DATA SECTION =>
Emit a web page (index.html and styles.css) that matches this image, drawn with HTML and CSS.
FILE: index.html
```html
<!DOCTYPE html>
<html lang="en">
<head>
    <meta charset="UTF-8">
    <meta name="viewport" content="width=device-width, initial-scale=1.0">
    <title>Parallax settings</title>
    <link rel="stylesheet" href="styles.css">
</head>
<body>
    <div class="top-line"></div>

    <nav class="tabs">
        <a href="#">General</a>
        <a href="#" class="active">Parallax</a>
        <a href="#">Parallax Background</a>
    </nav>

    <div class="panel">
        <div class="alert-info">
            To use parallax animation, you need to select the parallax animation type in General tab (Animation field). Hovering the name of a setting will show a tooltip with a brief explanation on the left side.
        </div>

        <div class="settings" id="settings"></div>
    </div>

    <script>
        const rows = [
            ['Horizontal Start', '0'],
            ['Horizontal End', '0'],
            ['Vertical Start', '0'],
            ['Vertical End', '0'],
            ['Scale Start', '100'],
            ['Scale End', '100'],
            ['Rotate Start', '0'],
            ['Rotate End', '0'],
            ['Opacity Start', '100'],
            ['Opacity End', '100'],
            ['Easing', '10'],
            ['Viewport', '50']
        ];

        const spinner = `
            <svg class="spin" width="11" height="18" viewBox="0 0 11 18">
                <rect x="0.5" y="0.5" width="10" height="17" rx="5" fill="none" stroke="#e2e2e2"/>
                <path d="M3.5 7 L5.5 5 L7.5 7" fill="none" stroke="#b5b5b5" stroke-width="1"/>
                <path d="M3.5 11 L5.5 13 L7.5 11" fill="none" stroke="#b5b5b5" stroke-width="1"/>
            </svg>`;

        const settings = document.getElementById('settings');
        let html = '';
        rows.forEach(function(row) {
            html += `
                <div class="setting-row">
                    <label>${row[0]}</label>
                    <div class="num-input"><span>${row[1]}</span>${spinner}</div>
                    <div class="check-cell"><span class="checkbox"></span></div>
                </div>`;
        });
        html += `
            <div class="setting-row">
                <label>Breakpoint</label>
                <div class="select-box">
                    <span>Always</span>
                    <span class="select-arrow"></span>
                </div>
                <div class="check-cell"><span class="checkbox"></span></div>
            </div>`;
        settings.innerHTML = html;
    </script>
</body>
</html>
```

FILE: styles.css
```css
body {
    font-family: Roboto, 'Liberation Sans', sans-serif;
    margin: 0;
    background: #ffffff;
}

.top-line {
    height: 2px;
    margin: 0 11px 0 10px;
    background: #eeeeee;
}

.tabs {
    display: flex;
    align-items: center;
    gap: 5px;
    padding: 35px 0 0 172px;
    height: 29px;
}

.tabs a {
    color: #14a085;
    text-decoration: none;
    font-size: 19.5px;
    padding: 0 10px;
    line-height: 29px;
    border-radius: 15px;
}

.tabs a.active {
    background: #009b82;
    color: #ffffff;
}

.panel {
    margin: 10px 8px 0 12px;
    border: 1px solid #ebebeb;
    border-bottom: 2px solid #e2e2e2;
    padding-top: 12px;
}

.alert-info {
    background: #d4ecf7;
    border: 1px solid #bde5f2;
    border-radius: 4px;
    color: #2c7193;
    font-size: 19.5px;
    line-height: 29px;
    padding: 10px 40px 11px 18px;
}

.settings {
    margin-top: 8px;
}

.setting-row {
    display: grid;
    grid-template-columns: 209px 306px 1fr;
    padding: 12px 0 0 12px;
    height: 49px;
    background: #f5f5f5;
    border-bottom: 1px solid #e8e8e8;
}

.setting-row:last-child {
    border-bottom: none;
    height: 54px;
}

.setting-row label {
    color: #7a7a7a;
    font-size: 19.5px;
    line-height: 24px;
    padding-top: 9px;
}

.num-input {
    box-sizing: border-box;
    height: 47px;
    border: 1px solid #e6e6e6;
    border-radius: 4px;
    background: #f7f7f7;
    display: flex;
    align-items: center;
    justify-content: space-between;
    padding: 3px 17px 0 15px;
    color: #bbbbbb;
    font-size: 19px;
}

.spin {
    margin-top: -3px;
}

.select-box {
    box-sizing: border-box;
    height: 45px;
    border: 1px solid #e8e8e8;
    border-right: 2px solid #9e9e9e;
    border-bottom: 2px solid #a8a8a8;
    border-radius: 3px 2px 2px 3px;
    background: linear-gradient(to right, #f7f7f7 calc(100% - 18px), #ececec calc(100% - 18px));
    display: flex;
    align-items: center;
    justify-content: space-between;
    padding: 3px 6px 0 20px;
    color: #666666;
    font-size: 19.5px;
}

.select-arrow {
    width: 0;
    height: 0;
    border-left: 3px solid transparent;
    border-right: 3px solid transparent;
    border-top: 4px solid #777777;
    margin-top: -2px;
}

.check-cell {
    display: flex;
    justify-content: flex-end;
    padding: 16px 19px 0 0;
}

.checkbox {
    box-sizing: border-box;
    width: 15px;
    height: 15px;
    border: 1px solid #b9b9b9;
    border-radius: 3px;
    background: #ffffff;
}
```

--

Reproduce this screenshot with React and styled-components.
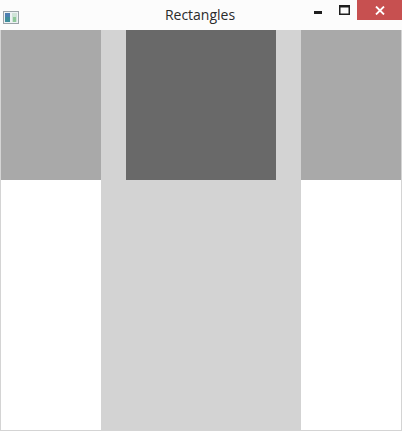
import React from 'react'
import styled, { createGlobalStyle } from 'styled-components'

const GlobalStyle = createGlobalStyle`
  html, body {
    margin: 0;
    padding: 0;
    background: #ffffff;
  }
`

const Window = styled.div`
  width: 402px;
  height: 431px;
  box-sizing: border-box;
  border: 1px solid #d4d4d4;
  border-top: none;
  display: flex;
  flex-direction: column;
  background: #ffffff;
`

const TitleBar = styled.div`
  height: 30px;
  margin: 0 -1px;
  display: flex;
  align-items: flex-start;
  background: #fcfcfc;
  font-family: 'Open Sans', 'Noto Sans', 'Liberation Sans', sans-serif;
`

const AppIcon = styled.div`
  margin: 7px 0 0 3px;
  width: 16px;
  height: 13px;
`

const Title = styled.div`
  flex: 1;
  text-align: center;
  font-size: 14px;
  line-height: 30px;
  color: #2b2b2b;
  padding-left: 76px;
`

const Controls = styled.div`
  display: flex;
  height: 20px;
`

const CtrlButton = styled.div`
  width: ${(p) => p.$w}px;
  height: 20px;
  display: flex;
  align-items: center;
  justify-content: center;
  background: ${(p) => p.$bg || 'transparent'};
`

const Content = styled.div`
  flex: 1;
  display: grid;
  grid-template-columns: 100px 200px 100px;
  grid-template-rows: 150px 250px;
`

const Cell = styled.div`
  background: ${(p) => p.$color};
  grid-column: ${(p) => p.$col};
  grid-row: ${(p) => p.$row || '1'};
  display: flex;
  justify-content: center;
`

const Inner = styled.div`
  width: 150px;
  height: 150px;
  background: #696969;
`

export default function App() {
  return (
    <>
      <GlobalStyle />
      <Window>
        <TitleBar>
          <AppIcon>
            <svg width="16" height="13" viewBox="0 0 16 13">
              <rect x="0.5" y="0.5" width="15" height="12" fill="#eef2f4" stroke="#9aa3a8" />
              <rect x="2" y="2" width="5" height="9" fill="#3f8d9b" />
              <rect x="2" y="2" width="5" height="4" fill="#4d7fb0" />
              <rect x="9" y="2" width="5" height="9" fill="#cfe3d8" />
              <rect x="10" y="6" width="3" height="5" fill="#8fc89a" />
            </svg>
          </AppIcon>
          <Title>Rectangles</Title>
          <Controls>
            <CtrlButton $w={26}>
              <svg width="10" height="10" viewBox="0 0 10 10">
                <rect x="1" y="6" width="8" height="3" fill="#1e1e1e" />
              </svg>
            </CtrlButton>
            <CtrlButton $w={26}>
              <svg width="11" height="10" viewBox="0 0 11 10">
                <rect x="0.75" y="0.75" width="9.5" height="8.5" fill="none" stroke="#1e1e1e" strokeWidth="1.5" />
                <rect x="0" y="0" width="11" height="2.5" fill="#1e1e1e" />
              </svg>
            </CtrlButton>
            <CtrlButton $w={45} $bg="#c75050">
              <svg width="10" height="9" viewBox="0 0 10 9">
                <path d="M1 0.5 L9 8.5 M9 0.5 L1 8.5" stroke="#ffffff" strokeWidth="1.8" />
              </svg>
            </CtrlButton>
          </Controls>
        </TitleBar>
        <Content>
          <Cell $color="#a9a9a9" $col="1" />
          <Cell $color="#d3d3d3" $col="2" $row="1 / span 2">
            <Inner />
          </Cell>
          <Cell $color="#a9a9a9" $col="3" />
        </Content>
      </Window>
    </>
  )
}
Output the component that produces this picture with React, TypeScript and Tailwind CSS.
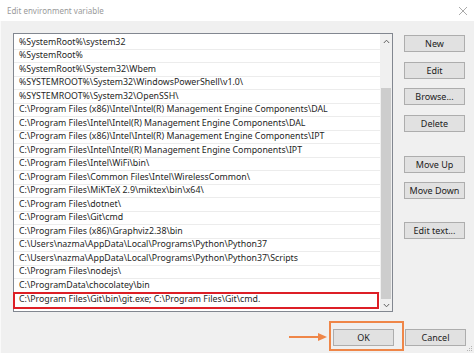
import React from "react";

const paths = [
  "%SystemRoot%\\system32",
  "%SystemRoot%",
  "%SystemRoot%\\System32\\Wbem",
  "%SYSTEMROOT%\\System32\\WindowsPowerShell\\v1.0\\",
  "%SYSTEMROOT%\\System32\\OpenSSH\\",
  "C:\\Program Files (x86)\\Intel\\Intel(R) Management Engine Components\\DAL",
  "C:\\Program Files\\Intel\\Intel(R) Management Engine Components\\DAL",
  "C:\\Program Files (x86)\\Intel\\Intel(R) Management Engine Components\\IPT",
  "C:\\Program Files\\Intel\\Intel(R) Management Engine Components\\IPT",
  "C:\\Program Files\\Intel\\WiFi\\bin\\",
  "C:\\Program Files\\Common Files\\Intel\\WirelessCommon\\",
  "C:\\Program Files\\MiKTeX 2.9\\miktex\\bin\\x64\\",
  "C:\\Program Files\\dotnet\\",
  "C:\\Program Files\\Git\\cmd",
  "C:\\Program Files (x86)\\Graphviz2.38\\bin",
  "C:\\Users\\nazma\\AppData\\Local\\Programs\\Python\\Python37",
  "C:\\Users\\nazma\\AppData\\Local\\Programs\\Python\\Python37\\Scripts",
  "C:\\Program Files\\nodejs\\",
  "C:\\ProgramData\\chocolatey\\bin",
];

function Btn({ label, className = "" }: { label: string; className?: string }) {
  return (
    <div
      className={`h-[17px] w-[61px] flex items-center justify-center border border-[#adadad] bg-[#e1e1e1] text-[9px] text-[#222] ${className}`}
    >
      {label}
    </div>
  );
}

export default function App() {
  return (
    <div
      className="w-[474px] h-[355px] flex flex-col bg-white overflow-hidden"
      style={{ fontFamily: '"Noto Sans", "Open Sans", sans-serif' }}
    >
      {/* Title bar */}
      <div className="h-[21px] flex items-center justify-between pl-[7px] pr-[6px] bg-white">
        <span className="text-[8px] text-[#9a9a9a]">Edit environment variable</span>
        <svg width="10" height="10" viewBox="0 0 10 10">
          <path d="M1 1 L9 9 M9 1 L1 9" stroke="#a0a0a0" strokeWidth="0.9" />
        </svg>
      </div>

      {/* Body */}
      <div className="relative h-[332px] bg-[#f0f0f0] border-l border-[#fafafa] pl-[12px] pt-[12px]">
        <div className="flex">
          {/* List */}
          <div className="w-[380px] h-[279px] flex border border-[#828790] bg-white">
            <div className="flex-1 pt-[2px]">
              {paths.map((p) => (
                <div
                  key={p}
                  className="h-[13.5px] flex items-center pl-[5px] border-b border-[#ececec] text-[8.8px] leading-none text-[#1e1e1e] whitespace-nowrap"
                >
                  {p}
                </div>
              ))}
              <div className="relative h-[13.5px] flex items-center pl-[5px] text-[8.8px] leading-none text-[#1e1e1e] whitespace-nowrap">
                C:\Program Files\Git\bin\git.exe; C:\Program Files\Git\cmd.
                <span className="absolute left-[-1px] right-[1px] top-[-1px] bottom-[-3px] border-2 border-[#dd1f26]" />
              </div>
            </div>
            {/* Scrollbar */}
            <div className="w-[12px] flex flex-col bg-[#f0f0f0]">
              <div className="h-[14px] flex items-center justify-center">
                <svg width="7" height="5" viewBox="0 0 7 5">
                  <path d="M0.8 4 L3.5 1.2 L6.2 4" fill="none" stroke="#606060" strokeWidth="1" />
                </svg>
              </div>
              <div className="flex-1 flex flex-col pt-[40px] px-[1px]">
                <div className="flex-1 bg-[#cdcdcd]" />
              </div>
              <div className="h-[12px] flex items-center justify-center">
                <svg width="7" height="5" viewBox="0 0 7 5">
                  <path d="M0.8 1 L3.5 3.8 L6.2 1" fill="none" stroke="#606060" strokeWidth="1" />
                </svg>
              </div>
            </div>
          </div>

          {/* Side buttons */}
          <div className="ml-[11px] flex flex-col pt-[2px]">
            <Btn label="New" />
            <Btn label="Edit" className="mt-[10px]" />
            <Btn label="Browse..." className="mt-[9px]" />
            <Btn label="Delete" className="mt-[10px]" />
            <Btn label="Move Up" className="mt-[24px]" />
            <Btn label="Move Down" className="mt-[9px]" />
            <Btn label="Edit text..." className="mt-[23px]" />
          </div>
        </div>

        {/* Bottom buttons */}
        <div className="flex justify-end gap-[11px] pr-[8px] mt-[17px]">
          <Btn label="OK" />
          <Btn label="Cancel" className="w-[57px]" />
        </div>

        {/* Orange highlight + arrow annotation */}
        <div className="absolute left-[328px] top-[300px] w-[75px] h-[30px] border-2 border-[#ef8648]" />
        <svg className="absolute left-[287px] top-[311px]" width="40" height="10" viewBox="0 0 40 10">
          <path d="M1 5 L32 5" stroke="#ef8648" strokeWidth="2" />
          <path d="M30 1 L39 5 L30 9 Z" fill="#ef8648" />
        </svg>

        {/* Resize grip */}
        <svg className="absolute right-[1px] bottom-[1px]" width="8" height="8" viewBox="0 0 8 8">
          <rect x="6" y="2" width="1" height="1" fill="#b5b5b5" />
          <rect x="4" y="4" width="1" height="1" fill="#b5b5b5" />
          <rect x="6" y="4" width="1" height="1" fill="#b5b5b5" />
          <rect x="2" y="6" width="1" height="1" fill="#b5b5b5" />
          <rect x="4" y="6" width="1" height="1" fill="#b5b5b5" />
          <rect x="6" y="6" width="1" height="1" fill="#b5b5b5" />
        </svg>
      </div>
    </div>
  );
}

STATED PROBLEM => Of all the lines above, how many contain the word "this"? Give the number and nothing else.

COMPLETED EXERCISE => 3